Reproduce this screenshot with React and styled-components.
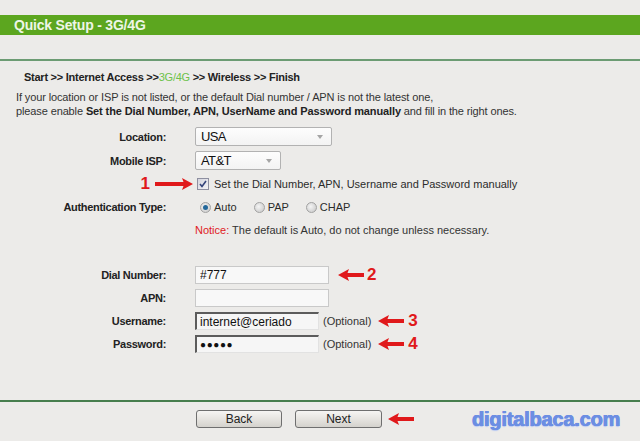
import React from 'react';
import styled, { createGlobalStyle } from 'styled-components';

const Global = createGlobalStyle`
  html, body { margin: 0; padding: 0; background: #ecebe9; }
  body { font-family: "Liberation Sans", Arial, sans-serif; }
  * { box-sizing: border-box; }
`;

const Page = styled.div`
  width: 640px;
  height: 441px;
  overflow: hidden;
  background: #ecebe9;
  display: flex;
  flex-direction: column;
  color: #2b2b2b;
  font-size: 11px;
  letter-spacing: 0;
`;

const TitleBar = styled.div`
  margin-top: 15px;
  height: 20px;
  background: #5ca61f;
  color: #eef6e6;
  font-weight: bold;
  font-size: 14px;
  letter-spacing: -0.2px;
  line-height: 20px;
  padding-left: 14px;
`;

const Rule = styled.div`
  height: 2px;
  flex-shrink: 0;
  background: ${(p) => p.$color};
  margin-top: ${(p) => p.$mt}px;
`;

const Breadcrumb = styled.div`
  margin-top: 9px;
  padding-left: 24px;
  line-height: 14px;
  font-weight: bold;
  letter-spacing: -0.25px;
  color: #222;
`;

const Current = styled.span`
  color: #6cc24a;
  font-weight: normal;
`;

const Intro = styled.div`
  margin-top: 6px;
  padding-left: 16px;
  line-height: 14px;
  letter-spacing: -0.12px;
  color: #333;
  b { color: #222; }
`;

const Form = styled.div`
  margin-top: 9px;
  display: flex;
  flex-direction: column;
  gap: 5px;
`;

const Row = styled.div`
  display: grid;
  grid-template-columns: 166px 1fr;
  column-gap: 29px;
  align-items: center;
  height: ${(p) => p.$h || 18}px;
  margin-top: ${(p) => p.$mt || 0}px;
`;

const Label = styled.div`
  text-align: right;
  font-weight: bold;
  letter-spacing: -0.3px;
  color: #222;
  white-space: nowrap;
`;

const AnnotCell = styled.div`
  display: flex;
  justify-content: flex-end;
  align-items: center;
  margin-right: -27px;
  gap: 5px;
`;

const Control = styled.div`
  display: flex;
  align-items: center;
  white-space: nowrap;
`;

const SelectBox = styled.div`
  position: relative;
  width: ${(p) => p.$w}px;
  height: 19px;
  border: 1px solid #b2b2b2;
  border-radius: 2px;
  background: linear-gradient(#fdfdfd, #f3f3f3);
  font-size: 13px;
  letter-spacing: -0.6px;
  color: #111;
  line-height: 17px;
  padding-left: 5px;
`;

const Caret = styled.span`
  position: absolute;
  right: 8px;
  top: 7px;
  width: 0;
  height: 0;
  border-left: 3px solid transparent;
  border-right: 3px solid transparent;
  border-top: 4px solid #a5a5a5;
`;

const CheckBox = styled.span`
  width: 12px;
  height: 12px;
  margin-left: 2px;
  margin-right: 5px;
  border: 1px solid #8e8fa0;
  background: linear-gradient(135deg, #d4d5de, #f2f2f6);
  display: inline-flex;
  align-items: center;
  justify-content: center;
`;

const RadioItem = styled.span`
  display: inline-flex;
  align-items: center;
  margin-left: ${(p) => p.$ml}px;
`;

const Radio = styled.span`
  width: 11px;
  height: 11px;
  border-radius: 50%;
  border: 1px solid #a2a2a2;
  background: radial-gradient(circle at 40% 40%, #f4f4f4, #c4c4c4);
  margin-right: 3px;
  display: inline-flex;
  align-items: center;
  justify-content: center;
  &::after {
    content: '';
    display: ${(p) => (p.$on ? 'block' : 'none')};
    width: 5px;
    height: 5px;
    border-radius: 50%;
    background: #22679a;
  }
`;

const Notice = styled.span`
  color: #333;
  b { color: #e0201e; font-weight: normal; }
`;

const Input = styled.input`
  width: ${(p) => p.$w}px;
  height: 18px;
  margin: 0;
  padding: 0 0 0 ${(p) => (p.$inset ? 3 : 4)}px;
  font-family: "Liberation Sans", "DejaVu Sans", Arial, sans-serif;
  font-size: ${(p) => (p.$dots ? 10 : 12)}px;
  letter-spacing: ${(p) => (p.$dots ? 0.6 : 0)}px;
  color: #111;
  outline: none;
  background: ${(p) => (p.$inset ? '#f6f6f6' : '#f8f8f8')};
  border: 1px solid #c9c9c9;
  ${(p) =>
    p.$inset &&
    `border-top: 2px solid #5c5c5c; border-left: 2px solid #5c5c5c; border-right: 1px solid #e2e2e2; border-bottom: 1px solid #e2e2e2;`}
`;

const Optional = styled.span`
  margin-left: 4px;
  color: #333;
`;

const Num = styled.span`
  color: #e0191b;
  font-weight: bold;
  font-size: 17px;
  letter-spacing: 0;
  line-height: 18px;
  margin-left: ${(p) => p.$ml || 0}px;
`;

const ArrowSvg = styled.svg`
  display: block;
  flex-shrink: 0;
  margin-left: ${(p) => p.$ml || 0}px;
`;

const Arrow = ({ dir = 'left', w = 26, ml }) => (
  <ArrowSvg width={w} height="12" viewBox={`0 0 ${w} 12`} $ml={ml}>
    {dir === 'left' ? (
      <path d={`M0 6 L11 0 L9.5 4 L${w} 4 L${w} 8 L9.5 8 L11 12 Z`} fill="#e0191b" />
    ) : (
      <path d={`M${w} 6 L${w - 11} 0 L${w - 9.5} 4 L0 4 L0 8 L${w - 9.5} 8 L${w - 11} 12 Z`} fill="#e0191b" />
    )}
  </ArrowSvg>
);

const Footer = styled.div`
  margin-top: 8px;
  height: 18px;
  display: flex;
  align-items: center;
  padding-left: 196px;
`;

const Button = styled.button`
  width: ${(p) => p.$w}px;
  height: 18px;
  margin: 0 0 0 ${(p) => p.$ml || 0}px;
  padding: 0;
  border: 1px solid #6f6f6f;
  border-radius: 3px;
  background: linear-gradient(#f6f5f3 0%, #e6e4e0 50%, #d4d2cd 100%);
  font-family: "Liberation Sans", Arial, sans-serif;
  font-size: 12px;
  color: #222;
  line-height: 16px;
`;

const Watermark = styled.div`
  margin-left: 58px;
  font-family: "Liberation Sans", Arial, sans-serif;
  font-weight: bold;
  font-size: 20px;
  letter-spacing: -0.2px;
  color: #6c8ee3;
  text-shadow: 0.4px 0 0 #6c8ee3, -0.4px 0 0 #6c8ee3, 0 1px 1px #b8c8f2;
`;

export default function App() {
  return (
    <Page>
      <Global />
      <TitleBar>Quick Setup - 3G/4G</TitleBar>
      <Rule $color="#6b9b73" $mt={24} />
      <Breadcrumb>
        Start &gt;&gt; Internet Access &gt;&gt;<Current>3G/4G</Current> &gt;&gt; Wireless &gt;&gt; Finish
      </Breadcrumb>
      <Intro>
        If your location or ISP is not listed, or the default Dial number / APN is not the latest one,
        <br />
        please enable <b>Set the Dial Number, APN, UserName and Password manually</b> and fill in the right ones.
      </Intro>
      <Form>
        <Row $h={19}>
          <Label>Location:</Label>
          <Control>
            <SelectBox $w={137}>
              USA
              <Caret />
            </SelectBox>
          </Control>
        </Row>
        <Row $h={19}>
          <Label>Mobile ISP:</Label>
          <Control>
            <SelectBox $w={86}>
              AT&amp;T
              <Caret />
            </SelectBox>
          </Control>
        </Row>
        <Row>
          <AnnotCell>
            <Num>1</Num>
            <Arrow dir="right" w={38} />
          </AnnotCell>
          <Control>
            <CheckBox>
              <svg width="8" height="8" viewBox="0 0 8 8">
                <path d="M1 4 L3 6.5 L7 1" stroke="#33437a" strokeWidth="1.6" fill="none" />
              </svg>
            </CheckBox>
            Set the Dial Number, APN, Username and Password manually
          </Control>
        </Row>
        <Row>
          <Label>Authentication Type:</Label>
          <Control>
            <RadioItem $ml={5}>
              <Radio $on />
              Auto
            </RadioItem>
            <RadioItem $ml={17}>
              <Radio />
              PAP
            </RadioItem>
            <RadioItem $ml={17}>
              <Radio />
              CHAP
            </RadioItem>
          </Control>
        </Row>
        <Row>
          <div />
          <Control>
            <Notice>
              <b>Notice:</b> The default is Auto, do not change unless necessary.
            </Notice>
          </Control>
        </Row>
        <Row $mt={22}>
          <Label>Dial Number:</Label>
          <Control>
            <Input $w={134} value="#777" readOnly />
            <Arrow dir="left" ml={9} />
            <Num $ml={3}>2</Num>
          </Control>
        </Row>
        <Row>
          <Label>APN:</Label>
          <Control>
            <Input $w={134} value="" readOnly />
          </Control>
        </Row>
        <Row>
          <Label>Username:</Label>
          <Control>
            <Input $w={124} $inset value="internet@ceriado" readOnly />
            <Optional>(Optional)</Optional>
            <Arrow dir="left" ml={7} />
            <Num $ml={4}>3</Num>
          </Control>
        </Row>
        <Row>
          <Label>Password:</Label>
          <Control>
            <Input $w={124} $inset $dots value={'\u25CF\u25CF\u25CF\u25CF\u25CF'} readOnly />
            <Optional>(Optional)</Optional>
            <Arrow dir="left" ml={7} />
            <Num $ml={4}>4</Num>
          </Control>
        </Row>
      </Form>
      <Rule $color="#477e4e" $mt={47} />
      <Footer>
        <Button $w={86}>Back</Button>
        <Button $w={87} $ml={13}>Next</Button>
        <Arrow dir="left" ml={6} />
        <Watermark>digitalbaca.com</Watermark>
      </Footer>
    </Page>
  );
}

_ _ _ _ _

Using the listing, copy every line where the word "components" shows up.

=== Solved problem ===
Reproduce this screenshot with React and styled-components.
import styled, { createGlobalStyle } from 'styled-components';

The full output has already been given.